The govt needs to think out of the box to finance public investment

Fostering Public Leadership - World Economic Forum - India Economic Summit 2010Vivek Kaul

There is a great belief among economists in the Western world that if emerging market nations increase investments in their countries, global economic growth can be revived. Larry Summers, a former US treasury secretary and a Harvard university economist wrote in an October 2014 column in the Financial Times that “the case for investment applies almost everywhere”.
And given that private investment is slowing down, the government needs to increase public investment seems to be the prevailing view. This becomes even more important with the International Monetary Fund recently deciding to
revise global growth downward by 0.3% in 2015 and 2016 to 3.5% and 3.7% respectively.

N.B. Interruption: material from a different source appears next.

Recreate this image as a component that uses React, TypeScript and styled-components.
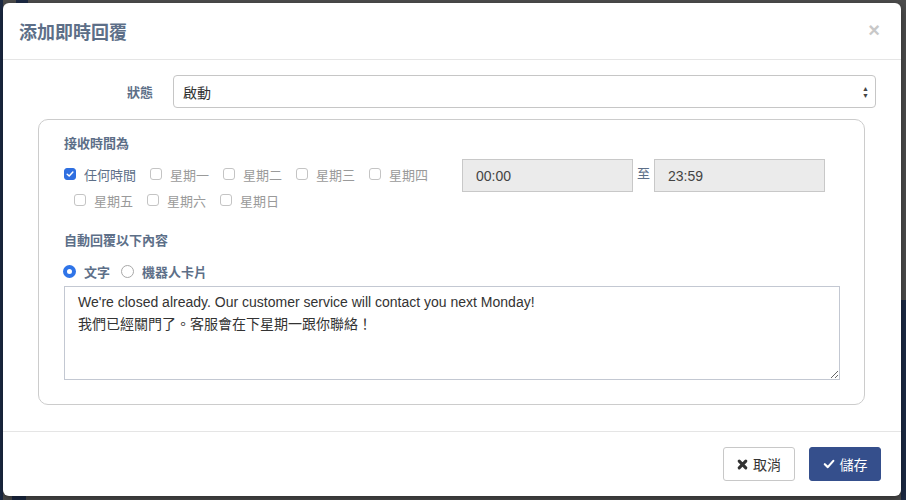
import React, { useState } from "react";
import styled, { createGlobalStyle } from "styled-components";

const GlobalStyle = createGlobalStyle`
  html, body {
    margin: 0;
    padding: 0;
    background: #4d4d4d;
    font-family: "Liberation Sans", "Noto Sans CJK TC", sans-serif;
  }
`;

const Backdrop = styled.div`
  position: relative;
  width: 906px;
  height: 500px;
  overflow: hidden;
  background: #4c4c4c;
`;

// bits of the page peeking out behind the overlay
const PageStrip = styled.div<{ $left: number; $top: number; $w: number; $h: number }>`
  position: absolute;
  left: ${(p) => p.$left}px;
  top: ${(p) => p.$top}px;
  width: ${(p) => p.$w}px;
  height: ${(p) => p.$h}px;
  background: #1c2a44;
`;

const Modal = styled.div`
  position: absolute;
  left: 3px;
  top: 3px;
  width: 898px;
  height: 493px;
  background: #fff;
  border-radius: 6px;
  display: flex;
  flex-direction: column;
  box-shadow: 0 3px 9px rgba(0, 0, 0, 0.4);
`;

const Header = styled.div`
  height: 56px;
  flex-shrink: 0;
  border-bottom: 1px solid #e5e5e5;
  display: flex;
  align-items: center;
  justify-content: space-between;
  padding: 0 21px 0 16px;
`;

const Title = styled.h4`
  margin: 0;
  font-size: 18px;
  font-weight: 600;
  color: #5d6f88;
  font-family: "Noto Sans CJK TC", sans-serif;
`;

const Close = styled.span`
  font-size: 20px;
  font-weight: bold;
  color: #c8c8c8;
  line-height: 1;
  margin-top: -3px;
`;

const Body = styled.div`
  flex: 1;
  padding: 15px 25px 0 35px;
`;

const StatusRow = styled.div`
  display: flex;
  align-items: center;
  gap: 20px;
`;

const FieldLabel = styled.label`
  width: 115px;
  text-align: right;
  font-size: 13px;
  font-weight: 600;
  color: #5d6f88;
`;

const SelectBox = styled.div`
  flex: 1;
  height: 33px;
  border: 1px solid #c6c6c6;
  border-radius: 4px;
  box-sizing: border-box;
  display: flex;
  align-items: center;
  justify-content: space-between;
  padding: 0 6px 0 9px;
  font-size: 14px;
  color: #333;
`;

const Arrows = styled.span`
  display: flex;
  flex-direction: column;
  font-size: 7px;
  line-height: 7px;
  color: #444;
`;

const Panel = styled.div`
  margin-top: 11px;
  width: 827px;
  height: 286px;
  box-sizing: border-box;
  border: 1px solid #cccccc;
  border-radius: 10px;
  padding: 15px 25px 0 25px;
`;

const SectionTitle = styled.div`
  font-size: 13px;
  font-weight: 600;
  color: #5d6f88;
  line-height: 18px;
`;

const TimeRow = styled.div`
  display: flex;
  margin-top: 8px;
`;

const Days = styled.div`
  width: 398px;
`;

const DayLine = styled.div<{ $indent?: number }>`
  display: flex;
  align-items: center;
  height: 26px;
  padding-left: ${(p) => p.$indent || 0}px;
`;

const Check = styled.span<{ $on?: boolean }>`
  width: 12px;
  height: 12px;
  border-radius: 3px;
  box-sizing: border-box;
  border: 1px solid ${(p) => (p.$on ? "#2f6fe0" : "#c4c4c4")};
  background: ${(p) => (p.$on ? "#2f6fe0" : "#fff")};
  display: inline-flex;
  align-items: center;
  justify-content: center;
  margin-right: 8px;
`;

const DayText = styled.span<{ $on?: boolean }>`
  font-size: 13px;
  color: ${(p) => (p.$on ? "#5d6f88" : "#9a9a9a")};
  margin-right: 14px;
  font-family: "Noto Sans CJK TC", sans-serif;
`;

const Times = styled.div`
  display: flex;
  align-items: flex-start;
  margin-top: -2px;
`;

const TimeInput = styled.div`
  width: 171px;
  height: 33px;
  box-sizing: border-box;
  background: #ebebeb;
  border: 1px solid #c8c8c8;
  font-size: 14px;
  color: #444;
  display: flex;
  align-items: center;
  padding-left: 13px;
`;

const To = styled.span`
  font-size: 13px;
  color: #5d6f88;
  width: 21px;
  text-align: center;
  line-height: 30px;
`;

const ReplyTitle = styled(SectionTitle)`
  margin-top: 19px;
`;

const RadioRow = styled.div`
  display: flex;
  align-items: center;
  height: 20px;
  margin: 11px 0 5px -1px;
`;

const Radio = styled.span<{ $on?: boolean }>`
  width: 13px;
  height: 13px;
  border-radius: 50%;
  box-sizing: border-box;
  border: ${(p) => (p.$on ? "4.5px solid #2f74e8" : "1px solid #a8a8a8")};
  background: #fff;
  margin-right: 8px;
`;

const RadioText = styled.span`
  font-size: 13px;
  font-weight: 600;
  color: #5d6f88;
  margin-right: 11px;
`;

const TextArea = styled.textarea`
  display: block;
  width: 776px;
  height: 94px;
  box-sizing: border-box;
  border: 1px solid #c3c8d2;
  padding: 4px 13px;
  font-family: "Liberation Sans", "Noto Sans CJK TC", sans-serif;
  font-size: 14px;
  line-height: 22px;
  color: #333;
  resize: vertical;
  outline: none;
`;

const Footer = styled.div`
  height: 64px;
  flex-shrink: 0;
  border-top: 1px solid #e5e5e5;
  display: flex;
  align-items: center;
  justify-content: flex-end;
  gap: 14px;
  padding: 0 20px 0 0;
`;

const Button = styled.button<{ $primary?: boolean }>`
  height: 34px;
  width: 72px;
  border-radius: 3px;
  font-size: 14px;
  font-family: "Liberation Sans", "Noto Sans CJK TC", sans-serif;
  display: inline-flex;
  align-items: center;
  justify-content: center;
  gap: 5px;
  border: 1px solid ${(p) => (p.$primary ? "#354f8c" : "#c8c8c8")};
  background: ${(p) => (p.$primary ? "#354f8c" : "#fff")};
  color: ${(p) => (p.$primary ? "#fff" : "#333")};
`;

const CheckMark = ({ size = 8, color = "#fff" }: { size?: number; color?: string }) => (
  <svg width={size} height={size} viewBox="0 0 10 10">
    <path d="M1.5 5.2 L4 7.6 L8.6 2.4" fill="none" stroke={color} strokeWidth="1.8" strokeLinecap="round" strokeLinejoin="round" />
  </svg>
);

const XMark = () => (
  <svg width="11" height="11" viewBox="0 0 10 10">
    <path d="M2 2 L8 8 M8 2 L2 8" stroke="#333" strokeWidth="2.8" strokeLinecap="round" />
  </svg>
);

const weekRow1 = ["星期一", "星期二", "星期三", "星期四"];
const weekRow2 = ["星期五", "星期六", "星期日"];

const App = () => {
  const [text, setText] = useState(
    "We're closed already. Our customer service will contact you next Monday!\n我們已經關門了。客服會在下星期一跟你聯絡！"
  );

  return (
    <Backdrop>
      <GlobalStyle />
      <PageStrip $left={0} $top={0} $w={3} $h={500} />
      <PageStrip $left={16} $top={0} $w={12} $h={3} />
      <PageStrip $left={901} $top={300} $w={5} $h={200} />
      <PageStrip $left={12} $top={496} $w={14} $h={4} />
      <Modal>
        <Header>
          <Title>添加即時回覆</Title>
          <Close>×</Close>
        </Header>
        <Body>
          <StatusRow>
            <FieldLabel>狀態</FieldLabel>
            <SelectBox>
              <span>啟動</span>
              <Arrows>
                <span>▲</span>
                <span>▼</span>
              </Arrows>
            </SelectBox>
          </StatusRow>
          <Panel>
            <SectionTitle>接收時間為</SectionTitle>
            <TimeRow>
              <Days>
                <DayLine>
                  <Check $on>
                    <CheckMark />
                  </Check>
                  <DayText $on>任何時間</DayText>
                  {weekRow1.map((d) => (
                    <React.Fragment key={d}>
                      <Check />
                      <DayText>{d}</DayText>
                    </React.Fragment>
                  ))}
                </DayLine>
                <DayLine $indent={10}>
                  {weekRow2.map((d) => (
                    <React.Fragment key={d}>
                      <Check />
                      <DayText>{d}</DayText>
                    </React.Fragment>
                  ))}
                </DayLine>
              </Days>
              <Times>
                <TimeInput>00:00</TimeInput>
                <To>至</To>
                <TimeInput>23:59</TimeInput>
              </Times>
            </TimeRow>
            <ReplyTitle>自動回覆以下內容</ReplyTitle>
            <RadioRow>
              <Radio $on />
              <RadioText>文字</RadioText>
              <Radio />
              <RadioText>機器人卡片</RadioText>
            </RadioRow>
            <TextArea value={text} onChange={(e) => setText(e.target.value)} />
          </Panel>
        </Body>
        <Footer>
          <Button>
            <XMark />
            取消
          </Button>
          <Button $primary>
            <CheckMark size={12} />
            儲存
          </Button>
        </Footer>
      </Modal>
    </Backdrop>
  );
};

export default App;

The Indian government seems to be thinking of giving a push to public investment. The finance minister Arun Jaitely
said so a few days back: “I think we have to take some special steps as far as public investments is concerned.” In yesterday’s column I had argued that the government needs to be careful about how it goes about financing the public investment programme that it may unleash in the next budget.

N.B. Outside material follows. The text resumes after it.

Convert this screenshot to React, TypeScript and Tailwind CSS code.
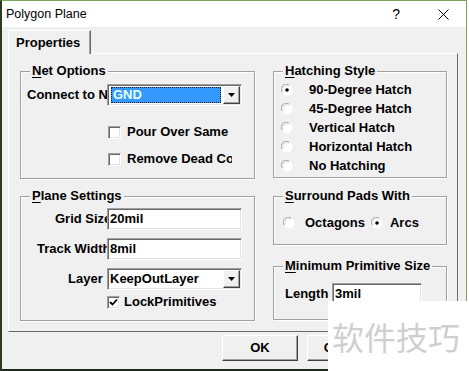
import React from "react";

// sunken / raised 3D edges used all over this old-style dialog
const sunken =
  "border border-t-[#a0a0a0] border-l-[#a0a0a0] border-r-white border-b-white shadow-[inset_1px_1px_0_#696969,inset_-1px_-1px_0_#e3e3e3]";
const raised =
  "border border-t-white border-l-white border-r-[#404040] border-b-[#404040] shadow-[inset_-1px_-1px_0_#a0a0a0]";

function Group({
  title,
  hot,
  className,
  children,
}: {
  title: string;
  hot: string;
  className: string;
  children: React.ReactNode;
}) {
  return (
    <div
      className={`relative border border-[#a0a0a0] shadow-[inset_1px_1px_0_#fff,1px_1px_0_#fff] ${className}`}
    >
      <span className="absolute left-[9px] top-[-9px] bg-[#f0f0f0] px-[2px] leading-[16px] whitespace-nowrap">
        <span className="underline underline-offset-2">{hot}</span>
        {title}
      </span>
      {children}
    </div>
  );
}

function Radio({ checked }: { checked?: boolean }) {
  return (
    <svg width="12" height="12" viewBox="0 0 12 12" className="shrink-0">
      <circle cx="6" cy="6" r="5.5" fill="#fff" />
      <path d="M1.2 8.2A5 5 0 0 1 8.2 1.2" stroke="#a0a0a0" strokeWidth="1" fill="none" />
      <path d="M2.2 7.6A4 4 0 0 1 7.6 2.2" stroke="#dcdcdc" strokeWidth="1" fill="none" />
      {checked && <circle cx="6" cy="6" r="1.8" fill="#000" />}
    </svg>
  );
}

function Check({ checked }: { checked?: boolean }) {
  return (
    <div className={`w-[13px] h-[13px] bg-white shrink-0 ${sunken} flex items-center justify-center`}>
      {checked && (
        <svg width="9" height="9" viewBox="0 0 9 9">
          <path d="M1 4l2.5 2.5L8 1.5" stroke="#000" strokeWidth="1.8" fill="none" />
        </svg>
      )}
    </div>
  );
}

function DropBtn() {
  return (
    <div className={`w-[17px] h-[18px] bg-[#f0f0f0] ${raised} flex items-center justify-center shrink-0`}>
      <svg width="7" height="4" viewBox="0 0 7 4">
        <path d="M0 0h7L3.5 4z" fill="#000" />
      </svg>
    </div>
  );
}

function Clip({ pl, w, text }: { pl: number; w: string; text: string }) {
  return (
    <div className={`${w} overflow-hidden whitespace-nowrap shrink-0`} style={{ paddingLeft: pl }}>
      {text}
    </div>
  );
}

const hatches = ["90-Degree Hatch", "45-Degree Hatch", "Vertical Hatch", "Horizontal Hatch", "No Hatching"];

export default function App() {
  return (
    <div className="w-[469px] h-[371px] bg-white relative overflow-hidden font-['Liberation_Sans',Arial,sans-serif] text-black">
      <div className="w-[467px] h-[371px] flex flex-col border-l-2 border-l-[#2a3d20] border-t border-t-[#7aa85a] border-r border-r-[#7aa85a] border-b-2 border-b-[#1c2818]">
        {/* title bar */}
        <div className="h-[26px] bg-white flex items-center shrink-0 text-[12.5px]">
          <span className="ml-[4px]">Polygon Plane</span>
          <span className="ml-auto mr-[38px] text-[14px]">?</span>
          <svg width="11" height="11" viewBox="0 0 11 11" className="mr-[17px]">
            <path d="M0.5 0.5l10 10M10.5 0.5l-10 10" stroke="#000" strokeWidth="1" />
          </svg>
        </div>

        <div className="flex-1 bg-[#f0f0f0] pl-[6px] pt-[3px] text-[13px] font-bold leading-[16px]">
          {/* tab */}
          <div className="relative z-10 -mb-px w-[83px] h-[24px] bg-[#f0f0f0] border-t border-l border-t-white border-l-white border-r border-r-[#696969] shadow-[inset_-1px_0_0_#a0a0a0] pl-[7px] pt-[4px]">
            Properties
          </div>

          {/* tab page */}
          <div className="w-[450px] h-[279px] border border-t-white border-l-white border-r-[#696969] border-b-[#696969] pl-[11px] pt-[17px] flex gap-[18px]">
            <div className="w-[235px] flex flex-col">
              <Group hot="N" title="et Options" className="h-[108px]">
                <div className="pt-[12px] flex items-center h-[34px]">
                  <Clip pl={6} w="w-[86px]" text="Connect to Net" />
                  <div className={`w-[135px] h-[22px] bg-white ${sunken} flex items-center pl-[3px] pr-[1px]`}>
                    <div className="flex-1 h-[16px] bg-[#3399ff] border border-dotted border-[#1a1a1a] text-[#e8ffff] pl-[1px] leading-[14px]">
                      GND
                    </div>
                    <div className="ml-[2px]">
                      <DropBtn />
                    </div>
                  </div>
                </div>
                <div className="mt-[18px] ml-[87px] flex items-center gap-[6px] h-[16px]">
                  <Check />
                  <Clip pl={0} w="w-[105px]" text="Pour Over Same Net" />
                </div>
                <div className="mt-[11px] ml-[87px] flex items-center gap-[6px] h-[16px]">
                  <Check />
                  <Clip pl={0} w="w-[105px]" text="Remove Dead Copper" />
                </div>
              </Group>

              <Group hot="P" title="lane Settings" className="h-[125px] mt-[17px]">
                <div className="pt-[11px] flex flex-col gap-[8px]">
                  {[
                    { l: "Grid Size", pl: 34, v: "20mil" },
                    { l: "Track Width", pl: 16, v: "8mil" },
                  ].map((r) => (
                    <div key={r.l} className="flex items-center h-[22px]">
                      <Clip pl={r.pl} w="w-[86px]" text={r.l} />
                      <div className={`w-[135px] h-[22px] bg-white ${sunken} pl-[2px] leading-[19px]`}>{r.v}</div>
                    </div>
                  ))}
                  <div className="flex items-center h-[22px]">
                    <Clip pl={47} w="w-[86px]" text="Layer" />
                    <div className={`w-[135px] h-[22px] bg-white ${sunken} pl-[2px] pr-[1px] flex items-center`}>
                      <span className="flex-1">KeepOutLayer</span>
                      <DropBtn />
                    </div>
                  </div>
                </div>
                <div className="mt-[5px] ml-[86px] flex items-center gap-[4px] h-[14px]">
                  <Check checked />
                  <span>LockPrimitives</span>
                </div>
              </Group>
            </div>

            <div className="w-[174px] flex flex-col">
              <Group hot="H" title="atching Style" className="h-[107px]">
                <div className="pt-[8px] flex flex-col">
                  {hatches.map((h, i) => (
                    <div key={h} className="h-[19px] flex items-center pl-[7px] gap-[16px]">
                      <Radio checked={i === 0} />
                      <span>{h}</span>
                    </div>
                  ))}
                </div>
              </Group>

              <Group hot="S" title="urround Pads With" className="h-[49px] mt-[18px]">
                <div className="pt-[18px] pl-[9px] flex items-center h-[34px]">
                  <Radio />
                  <span className="ml-[10px]">Octagons</span>
                  <span className="ml-[6px]">
                    <Radio checked />
                  </span>
                  <span className="ml-[7px]">Arcs</span>
                </div>
              </Group>

              <Group hot="M" title="inimum Primitive Size" className="h-[54px] mt-[21px]">
                <div className="pt-[16px] pl-[11px] flex items-center">
                  <span className="w-[47px]">Length</span>
                  <div className={`w-[90px] h-[22px] bg-white ${sunken} pl-[2px] leading-[19px]`}>3mil</div>
                </div>
              </Group>
            </div>
          </div>

          {/* buttons */}
          <div className="mt-[3px] ml-[214px] flex gap-[9px]">
            <div className={`w-[76px] h-[26px] bg-[#f0f0f0] ${raised} flex items-center justify-center`}>OK</div>
            <div className={`w-[76px] h-[26px] bg-[#f0f0f0] ${raised} flex items-center justify-center`}>Cancel</div>
          </div>
        </div>
      </div>

      {/* watermark */}
      <div className="absolute left-[328px] top-[301px] w-[141px] h-[70px] bg-white flex items-center pl-[4px] text-[32px] font-normal text-[#cfcfcf] font-['Noto_Sans_CJK_SC','Noto_Sans',sans-serif] leading-none">
        软件技巧
      </div>
    </div>
  );
}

The recent evidence in favour of a public investment programme is not very strong. Many emerging market countries tried increasing public spending in the aftermath of the financial crisis in the hope of creating economic growth, only to see it not work and lead to other major problems.

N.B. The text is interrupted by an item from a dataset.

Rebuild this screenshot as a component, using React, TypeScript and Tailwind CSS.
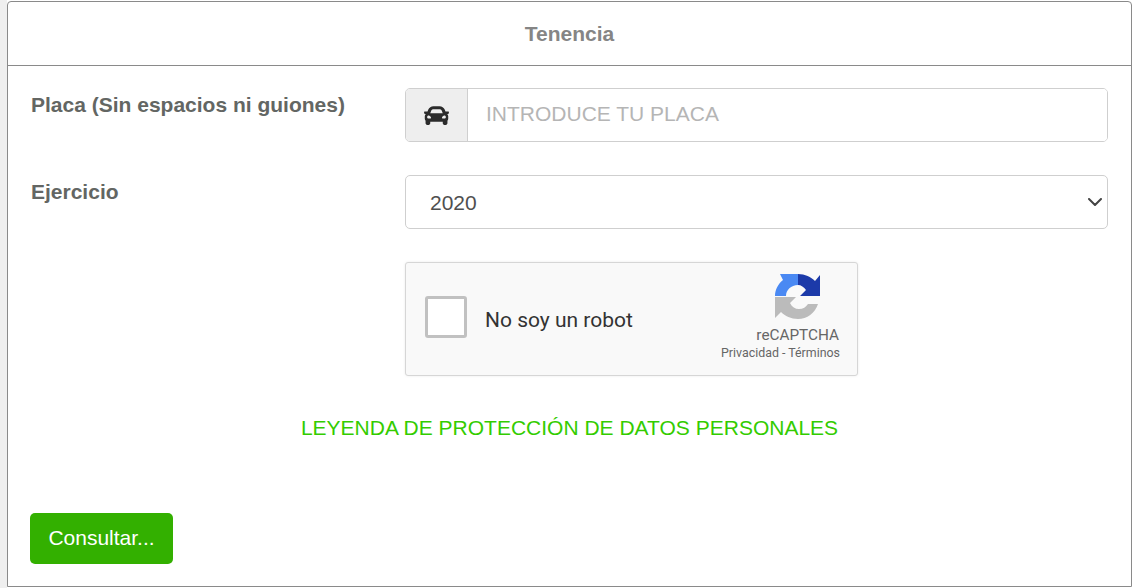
import React from 'react';
import { FaCar } from 'react-icons/fa';

const RecaptchaLogo = () => (
  <svg viewBox="0 0 46 46" className="h-[46px] w-[46px]" aria-hidden="true">
    <path d="M23 0H5L8 6C3 10 0 16 0 22H11C11 16 16 11 23 11Z" fill="#4a89f3" />
    <path d="M23 0C30 0 36 3 40 7L45 1V22H25L31 16C29 13 26 11 23 11Z" fill="#1c3aa9" />
    <path d="M0 23H21L15 29C17 33 20 35 24 35C28 35 31 33 33 30H43C40 39 32 45 23 45C16 45 10 42 6 38L0 44Z" fill="#bbbbbb" />
  </svg>
);

export default function App() {
  return (
    <div className="flex h-[588px] w-[1135px] overflow-hidden bg-white font-['Liberation_Sans',Arial,sans-serif] text-[#555]">
      <div className="w-[7px] shrink-0 bg-[#efefef]" />
      <div className="mt-px flex h-[586px] w-[1125px] shrink-0 flex-col rounded-tl-[4px] rounded-tr-[4px] border border-[#8a8a8a]">
        <div className="flex h-[64px] shrink-0 items-center justify-center border-b border-[#8a8a8a] text-[21px] font-bold text-[#858585]">
          Tenencia
        </div>

        <div className="flex flex-1 flex-col pl-[23px] pr-[23px] pt-[22px]">
          <div className="flex">
            <label className="w-[374px] shrink-0 pt-[3px] text-[21px] font-bold leading-[28px] text-[#636663]">
              Placa (Sin espacios ni guiones)
            </label>
            <div className="flex h-[54px] w-[703px] overflow-hidden rounded-[5px] border border-[#cfcfcf]">
              <div className="flex w-[62px] shrink-0 items-center justify-center border-r border-[#cfcfcf] bg-[#eeeeee] text-[#2b2b2b]">
                <FaCar className="h-[25px] w-[25px]" />
              </div>
              <input
                placeholder="INTRODUCE TU PLACA"
                className="min-w-0 flex-1 bg-white px-[18px] pb-[2px] text-[21px] text-[#555] outline-none placeholder:text-[#b5b5b5]"
              />
            </div>
          </div>

          <div className="mt-[33px] flex">
            <label className="w-[374px] shrink-0 pt-[3px] text-[21px] font-bold leading-[28px] text-[#636663]">
              Ejercicio
            </label>
            <div className="relative h-[54px] w-[703px]">
              <select className="h-full w-full appearance-none rounded-[5px] border border-[#cfcfcf] bg-white px-[24px] pt-[1px] text-[21px] text-[#4f4f4f] outline-none">
                <option>2020</option>
              </select>
              <svg viewBox="0 0 14 8" className="pointer-events-none absolute right-[6px] top-[23px] h-[8px] w-[14px]" fill="none" stroke="#444" strokeWidth="2" strokeLinecap="round" strokeLinejoin="round">
                <path d="M1 1l6 6 6-6" />
              </svg>
            </div>
          </div>

          <div className="mt-[33px] flex">
            <div className="w-[374px] shrink-0" />
            <div className="flex h-[114px] w-[453px] items-center rounded-[3px] border border-[#d6d6d6] bg-[#f9f9f9] pl-[19px] pr-[17px] shadow-[0_0_3px_rgba(0,0,0,0.08)] font-['Roboto',sans-serif]">
              <div className="mb-[4px] h-[42px] w-[42px] shrink-0 rounded-[3px] border-[3px] border-[#c1c1c1] bg-white" />
              <span className="ml-[18px] mt-[4px] flex-1 text-[21px] text-[#333]">No soy un robot</span>
              <div className="flex flex-col items-end self-start pt-[11px]">
                <div className="mr-[19px] h-[46px]">
                  <RecaptchaLogo />
                </div>
                <span className="mr-px mt-[7px] text-[15.3px] leading-[16px] text-[#666]">reCAPTCHA</span>
                <span className="mt-[3px] text-[12.4px] leading-[14px] text-[#666]">Privacidad - Términos</span>
              </div>
            </div>
          </div>

          <p className="mt-[38px] w-[1077px] text-center text-[21px] leading-[28px] text-[#33cc00]">
            LEYENDA DE PROTECCIÓN DE DATOS PERSONALES
          </p>

          <button className="mt-[71px] flex h-[51px] w-[143px] -translate-x-[1px] items-center justify-center rounded-[5px] bg-[#33b000] pb-[2px] text-[21px] text-white">
            Consultar...
          </button>
        </div>
      </div>
      <div className="flex-1 bg-white" />
    </div>
  );
}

As Ruchir Sharma author of
Breakout Nations explained in a recent column in the Wall Street Journal: “Before anyone rushes to spend, however, it is worth noting that the big emerging nations, including China, Russia and Brazil just tried a full-throttle experiment in stimulus spending, and it failed. The average growth rate for emerging economies excluding China has fallen to 2.5% today, from more than 7 % at the height of the spending campaign. That is the lowest growth rate in four decades, outside of a global recession. For leaders in these countries, stimulus is now a bad word.” The Chinese growth also recently touched a 24 year low of 7.4%.
So what went wrong? “Emerging nations borrowed from the future to produce that flash of growth in 2010, and now they face the bills. Their government budgets have fallen into the red, from an aggregate surplus equal to 1.5% of GDP in 2007 to a deficit equal to 2% of GDP in 2014. To pay for this deficit spending, public debt has risen significantly, throwing the books out of balance,” wrote Sharma. This is a point that Jaitley in particular and the Indian government in general should keep in mind, before they go on to take “special steps as far as public investments is concerned”.
The rating agencies and the foreign investors are watching India closely after Jaitley said in his maiden budget speech that “my roadmap for fiscal consolidation is a fiscal deficit of 3.6 per cent for 2015-16 and 3 per cent for 2016-17.” In the current financial year the government is aiming for a fiscal deficit of 4.1% of the GDP.
Given this, it is important that the government has a clear idea of how it will go about financing the “special steps” for public investment. One way out is to resort to asset sales. Asset sales does not just refer to the government disinvesting its shares in public sector units as well as other companies.
Take the case of Indian Railways, which owns huge tracts of land all around the country. Some of this land can be sold to generate revenue for revitalization of the Railways. Given the shortage of land in cities, this move can garner a good amount of revenue. Also, it is important to carry out some sort of an exercise which tells the government clearly how much land does the Railways actually own.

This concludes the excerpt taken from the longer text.